Required work:
The listing below must be repeated word for word, with its images excluded.

◇ ◇ ◇ ◇

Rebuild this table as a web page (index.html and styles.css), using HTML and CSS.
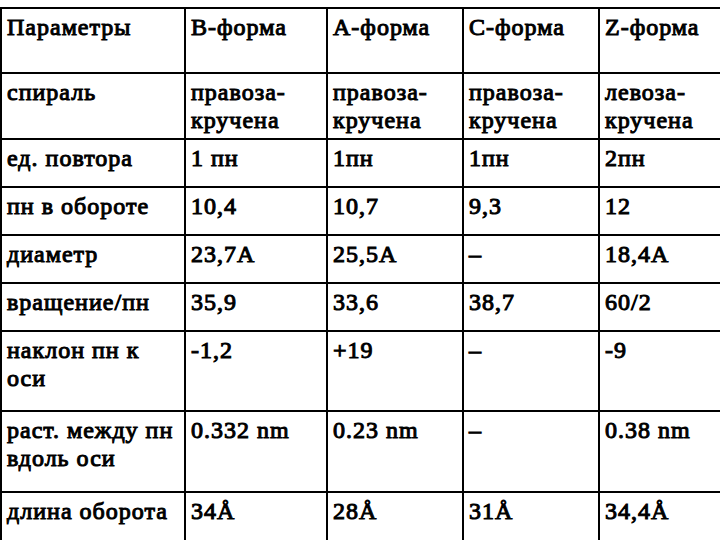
FILE: index.html
```html
<!DOCTYPE html>
<html lang="ru">
<head>
<meta charset="utf-8">
<title>Формы ДНК</title>
<link rel="stylesheet" href="styles.css">
</head>
<body>
<table class="params">
  <colgroup>
    <col class="c-name">
    <col class="c-b">
    <col class="c-a">
    <col class="c-c">
    <col class="c-z">
  </colgroup>
  <tbody>
    <tr class="r-head">
      <td>Параметры</td><td>B-форма</td><td>A-форма</td><td>C-форма</td><td>Z-форма</td>
    </tr>
    <tr class="r-two">
      <td>спираль</td><td>правоза-<br>кручена</td><td>правоза-<br>кручена</td><td>правоза-<br>кручена</td><td>левоза-<br>кручена</td>
    </tr>
    <tr class="r-one">
      <td>ед. повтора</td><td>1 пн</td><td>1пн</td><td>1пн</td><td>2пн</td>
    </tr>
    <tr class="r-one">
      <td>пн в обороте</td><td>10,4</td><td>10,7</td><td>9,3</td><td>12</td>
    </tr>
    <tr class="r-one">
      <td>диаметр</td><td>23,7A</td><td>25,5A</td><td>–</td><td>18,4A</td>
    </tr>
    <tr class="r-one">
      <td>вращение/пн</td><td>35,9</td><td>33,6</td><td>38,7</td><td>60/2</td>
    </tr>
    <tr class="r-tall">
      <td>наклон пн к<br>оси</td><td>-1,2</td><td>+19</td><td>–</td><td>-9</td>
    </tr>
    <tr class="r-tall2">
      <td>раст. между пн<br>вдоль оси</td><td>0.332 nm</td><td>0.23 nm</td><td>–</td><td>0.38 nm</td>
    </tr>
    <tr class="r-tall">
      <td>длина оборота</td><td>34Å</td><td>28Å</td><td>31Å</td><td>34,4Å</td>
    </tr>
  </tbody>
</table>
</body>
</html>
```

FILE: styles.css
```css
html, body {
  margin: 0;
  padding: 0;
  background: #ffffff;
  overflow: hidden;
}

body {
  width: 720px;
  height: 540px;
}

.params {
  margin-top: 7px;
  border-collapse: separate;
  border-spacing: 0;
  table-layout: fixed;
  width: 740px;
  color: #000000;
}

.c-name { width: 184px; }
.c-b { width: 142px; }
.c-a { width: 136px; }
.c-c { width: 136px; }
.c-z { width: 142px; }

/* Liberation Serif ships without a usable bold face here, so the bold
   Times look is built from the regular face with a thin outline. */
.params td {
  font-family: "Liberation Serif", serif;
  font-weight: 400;
  font-size: 24px;
  line-height: 28px;
  letter-spacing: 1px;
  -webkit-text-stroke: 1px #000000;
  border-top: 2px solid #000000;
  border-left: 2px solid #000000;
  padding: 4px 4px 0 5px;
  vertical-align: top;
  white-space: nowrap;
  overflow: hidden;
}

.r-head { height: 65px; }
.r-two { height: 66px; }
.r-one { height: 48px; }
.r-tall { height: 80px; }
.r-tall2 { height: 81px; }
```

◇ ◇ ◇ ◇

Answer to the problem:
Rebuild this table as a web page (index.html and styles.css), using HTML and CSS.
FILE: index.html
```html
<!DOCTYPE html>
<html lang="ru">
<head>
<meta charset="utf-8">
<title>Формы ДНК</title>
<link rel="stylesheet" href="styles.css">
</head>
<body>
<table class="params">
  <colgroup>
    <col class="c-name">
    <col class="c-b">
    <col class="c-a">
    <col class="c-c">
    <col class="c-z">
  </colgroup>
  <tbody>
    <tr class="r-head">
      <td>Параметры</td><td>B-форма</td><td>A-форма</td><td>C-форма</td><td>Z-форма</td>
    </tr>
    <tr class="r-two">
      <td>спираль</td><td>правоза-<br>кручена</td><td>правоза-<br>кручена</td><td>правоза-<br>кручена</td><td>левоза-<br>кручена</td>
    </tr>
    <tr class="r-one">
      <td>ед. повтора</td><td>1 пн</td><td>1пн</td><td>1пн</td><td>2пн</td>
    </tr>
    <tr class="r-one">
      <td>пн в обороте</td><td>10,4</td><td>10,7</td><td>9,3</td><td>12</td>
    </tr>
    <tr class="r-one">
      <td>диаметр</td><td>23,7A</td><td>25,5A</td><td>–</td><td>18,4A</td>
    </tr>
    <tr class="r-one">
      <td>вращение/пн</td><td>35,9</td><td>33,6</td><td>38,7</td><td>60/2</td>
    </tr>
    <tr class="r-tall">
      <td>наклон пн к<br>оси</td><td>-1,2</td><td>+19</td><td>–</td><td>-9</td>
    </tr>
    <tr class="r-tall2">
      <td>раст. между пн<br>вдоль оси</td><td>0.332 nm</td><td>0.23 nm</td><td>–</td><td>0.38 nm</td>
    </tr>
    <tr class="r-tall">
      <td>длина оборота</td><td>34Å</td><td>28Å</td><td>31Å</td><td>34,4Å</td>
    </tr>
  </tbody>
</table>
</body>
</html>
```

FILE: styles.css
```css
html, body {
  margin: 0;
  padding: 0;
  background: #ffffff;
  overflow: hidden;
}

body {
  width: 720px;
  height: 540px;
}

.params {
  margin-top: 7px;
  border-collapse: separate;
  border-spacing: 0;
  table-layout: fixed;
  width: 740px;
  color: #000000;
}

.c-name { width: 184px; }
.c-b { width: 142px; }
.c-a { width: 136px; }
.c-c { width: 136px; }
.c-z { width: 142px; }

/* Liberation Serif ships without a usable bold face here, so the bold
   Times look is built from the regular face with a thin outline. */
.params td {
  font-family: "Liberation Serif", serif;
  font-weight: 400;
  font-size: 24px;
  line-height: 28px;
  letter-spacing: 1px;
  -webkit-text-stroke: 1px #000000;
  border-top: 2px solid #000000;
  border-left: 2px solid #000000;
  padding: 4px 4px 0 5px;
  vertical-align: top;
  white-space: nowrap;
  overflow: hidden;
}

.r-head { height: 65px; }
.r-two { height: 66px; }
.r-one { height: 48px; }
.r-tall { height: 80px; }
.r-tall2 { height: 81px; }
```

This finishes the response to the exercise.